I am an admirer of Dante, even though I remember very little after 52 years. I first read The Divine Comedy in my tweens, attracted I think by the fabulous illustrations by Gustave Doré. This was in a beautiful Pantheon Books edition (1948), which I rescued from my father’s basement books after his death. It was slightly mildewed, but I was keen on saving it, so I rehabilitated it over several years, and today you would not know there was a problem. The translation was by Lawrence Grant White, in blank verse, with a large number of full-page Doré illustrations (supposedly a selection, but I have never seen any not in this volume). The verse is reasonably well done, but a bit wordy, as the translator stuffs the lines to make the meter work.

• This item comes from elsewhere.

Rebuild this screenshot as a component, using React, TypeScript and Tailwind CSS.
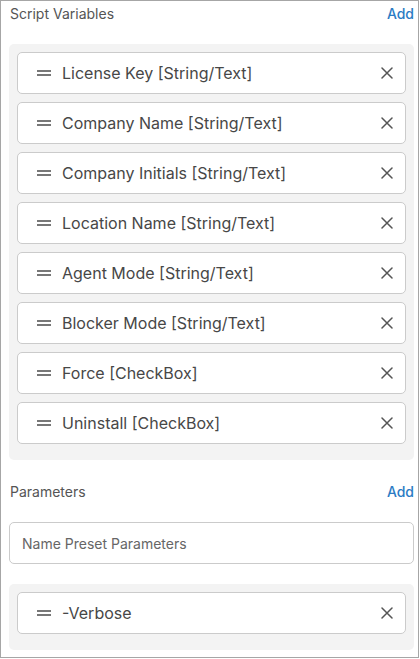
import React from "react";

const vars = [
  "License Key [String/Text]",
  "Company Name [String/Text]",
  "Company Initials [String/Text]",
  "Location Name [String/Text]",
  "Agent Mode [String/Text]",
  "Blocker Mode [String/Text]",
  "Force [CheckBox]",
  "Uninstall [CheckBox]",
];

function Grip() {
  return (
    <svg width="14" height="6" viewBox="0 0 14 6" className="shrink-0">
      <line x1="0" y1="1" x2="14" y2="1" stroke="#555" strokeWidth="1.6" />
      <line x1="0" y1="5" x2="14" y2="5" stroke="#555" strokeWidth="1.6" />
    </svg>
  );
}

function Close() {
  return (
    <svg width="12" height="12" viewBox="0 0 12 12" className="shrink-0">
      <path d="M1 1 L11 11 M11 1 L1 11" stroke="#555" strokeWidth="1.5" strokeLinecap="round" />
    </svg>
  );
}

function Row({ label }: { label: string }) {
  return (
    <div className="mb-2 flex h-[42px] items-center rounded-[5px] border border-[#cbcbcb] bg-white pl-[19px] pr-[12px]">
      <Grip />
      <span className="ml-[11px] flex-1 text-[16px] leading-5 text-[#474747]">{label}</span>
      <Close />
    </div>
  );
}

function Header({ title }: { title: string }) {
  return (
    <div className="flex items-center justify-between pl-[1px] text-[14px] leading-5">
      <span className="text-[#555]">{title}</span>
      <span className="font-medium text-[#2b7bc4]">Add</span>
    </div>
  );
}

export default function App() {
  return (
    <div
      className="h-[658px] w-[419px] overflow-hidden border border-[#a6a6a6] bg-white pl-2 pr-1"
      style={{ fontFamily: "Inter, 'Noto Sans', sans-serif" }}
    >
      <div className="mt-[3px]">
        <Header title="Script Variables" />
      </div>
      <div className="mt-[20px] rounded-[5px] bg-[#f3f3f3] px-2 pb-2 pt-2">
        {vars.map((v) => (
          <Row key={v} label={v} />
        ))}
      </div>
      <div className="mt-[22px]">
        <Header title="Parameters" />
      </div>
      <div className="mt-[20px] flex h-[42px] items-center rounded-[5px] border border-[#cbcbcb] bg-white pl-3 text-[14px] text-[#666]">
        Name Preset Parameters
      </div>
      <div className="mt-[20px] rounded-[5px] bg-[#f3f3f3] px-2 pb-2 pt-2">
        <Row label="-Verbose" />
      </div>
    </div>
  );
}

By the time I was 18, my father had acquired the John Ciardi translation (3 paperback volumes), long considered the benchmark for this, which I read in my first semester at college. Everyone agrees, I think, that the terza rima is too difficult to artfully reproduce in English. Ciardi chose to do a close approximation using a rhyme scheme of ABA, CDC, etc., instead of the ABA, BCB pattern. I love his translation, which is poetic and, in contrast to the blank verse, is lean and dynamic. Ciardi does have a wealth of notes at the end of each canto, but with my budding interest in mythology, folklore, and history, I delighted in them.

After finishing that, I went on to Dante’s La Vita Nuova, which I found in my college library. I was very taken with that, feeling it had a power similar to some of Shakespeare’s sonnets. However, I may have been in an unduly receptive, sentimental mindset, being recently separated from my high school running friends, musical friends, and girlfriend.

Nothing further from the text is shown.